The researchers now plan to investigate how this pollution may have affected the people living in this prehistoric, glittery cloud of lead. They do not plan to touch any human remains at Kincaid Mounds in this investigation, however. Due to their sudden disappearance in 1400, the Mississippian settlement has no known connection to tribes currently recognized by state or federal governments. But the remains of Mississippian people are still protected by state laws and the Native American Graves Protection and Repatriation Act. “Out of respect to the descendent tribes today, we don’t plan to do any invasive testing,” Wilson says, adding that no tribal members have come forward yet about the remains at Kincaid Mounds.

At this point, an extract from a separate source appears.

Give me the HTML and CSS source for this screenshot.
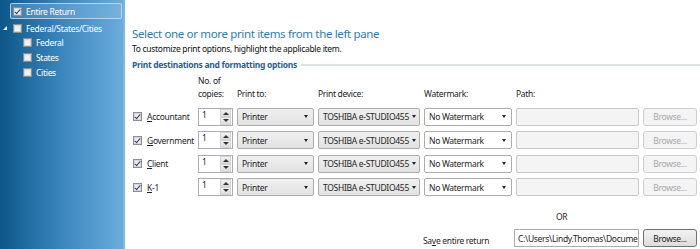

There are ways to study the impact of lead on prehistoric human populations without studying the humans themselves, Bird says. He plans on sampling non-human remains from the era, such as dog remains, to see if lead affected their bones or the enamel on their teeth. The question isn’t whether lead pollution affected the Mississippians, but rather—to what extent? “We’d hypothesize that there were health impacts,” Bird says. The researchers also hope to take sediment cores from other bodies of water in the Midwest and Southeast, to find out whether this level of pre-Columbian lead pollution appears elsewhere.
In Wilson’s eyes, the study underscores the complicated relationship humans have with the natural environment and natural resources. “When you look at our readings going up the sediment core, we see the burning of fossil fuels in 1900s and leaded gasoline,” he says. “And the reading we get for the Mississippian layers in the soil mirror those levels of lead.” In other words, the Mississippians show that pollution is much older than industrialization. According to Wilson, “It’s a fascinating and sad story about humanity, and the harm we can do unintentionally.”